Many believe no matter how rough things are, there can always be redemption in life. Through the novel A Tale Of Two Cities, most escaped the grasp of their own mental destruction even when death was at hand.
Charles Dickens describes two characters known as Dr. Manette, a man who used to be a prisoner of the Bastille, and Sydney Carton, an alcoholic with potential who chooses to waste his life away. Dickens uses these traits to give the characters a goal towards achieving redemption.
Dr. Manette, a man who lost all sanity through years of imprisonment, worked towards redemption with help from others. Through the years spent within the Bastille, Dr. Manette looked older than his age, believed he was a shoemaker, and forgot his name. Mr.
Lorry, a businessman, and Lucie, Dr. Manette’s daughter, were set with the emotional task of restoring Dr. Manette back to “life, love duty, rest, and comfort” (22) state of being. Redemption attained by Dr. Manette resulted in trauma for years to come; whenever reminded of his imprisonment, the Doctor would go back to his deranged state of mind. Lucie, his daughter, recalls the doctor back to life giving him a shot at redemption. Working towards doing what was deemed best, Dr.
Manette followed through on his promise to Lucie when she saved him. Once saving Charles, Dr. Manette thought, “He had accomplished the task he had set himself, his promise was redeemed, he had saved Charles” (293). Saving Charles Darnay from prison as Lucie had saved Dr. Manette all those years ago, Dr.
Manette believed he had been redeemed and was finally clear of debt with his daughter. Saving Charles as a recompense, Dr. Manette redeemed himself in the process.
Through other characters, Dr. Manette was redeemed; resulting in a weight to be lifted from his shoulder. One character mentioned Dr. Manette was “aged and bent, but otherwise restored” (381) once saving Charles Darnay. Furthermore, Sydney Carton traded places with Charles Darnay allowing a burden to be lifted off of Dr.
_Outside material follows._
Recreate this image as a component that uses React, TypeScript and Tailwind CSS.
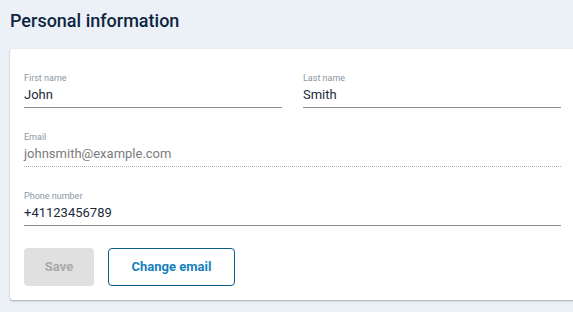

Manette’s shoulders. Feeling an inner peace knowing Charles Darnay was alive, Dr. Manette was able to be “restored” and redeemed. Dr. Manette made amends knowing someone other than Charles gave up his life; being the doctor would have been the reason of Charles death.
Dr. Manette shows the reader human spirit is strong and it is always possible to get a second chance at life. Another character in need of redemption, Sydney Carton, is known to be a man who receives the short end of the stick. Carton lost the outlook on life for the ability to improve upon his ways;leading to not minding if Lucie loved him back, and the fact Sydney received no credit while working with Stryver. Throughout the novel, Sydney is portrayed as a man of no hope who suffered from the loss of his childhood family. Carton’s hope disappeared as early as when “He had followed his father to the grave. His mother dying years before” (318). Leading Carton to be ready for death at any point, Sydney turned towards alcohol as a result of his life’s tragedy.
One positive light in his life, was the character Lucie. Blinded by his admiration for Lucie, Sydney saved a man in the trial at the beginning of the book. Adding a sense of humanity and selflessness, the trait demonstrated when Sydney truly started being redeemed. Looking alike, Carton saved Charles Darnay at his trial for treason, as a result of his “strong resemblance he undoubtedly bore to the prisoner” (77). The result of Sydney putting in enough effort to point out the fact he and the prisoner looked alike added to the fact Carton had been working towards redemption. By focusing on someone other than himself, Carton’s attempt to be humanized supports his goal of becoming a better person.
At the end of the novel putting the prisoner and Lucie’s happiness before his own, Sydney followed through on his promise of giving his life for someone Lucie loved. The insight was given; as a result of Carton dying, showing what Carton had done was admirable. Once Carton had passed, he thought, “It was a far, far better thing that I do, than I have ever done; it is a far, far better rest that I go than I have ever known” (382). As Carton was redeemed by his death, a irony is portrayed. Sydney redeemed his sinful life in this final sacrifice making him a parallel to Jesus Christ, resulting in an alcohol-filled life worthwhile.
Putting others before himself and saving another in place of his life, Sydney Carton developed as a noble and courageous character. Sydney’s one complete act of humanity allowed himself to get steps closer towards being redeemed. The character’s transition from a good for nothing person to a hero supports Dickens’ theme showing anyone is worthy of redemption. Through Dr. Manette and Sydney Carton, the author’s theme of redemption is demonstrated. Although suffering their own mental destruction, there is hope and potential bestowed upon Dr. Manette and Sydney Carton; giving the characters a shot at redemption.
By Dickens’ characters in the book, it is shown no matter how bleak a person’s life might seem, redemption is possible for every man.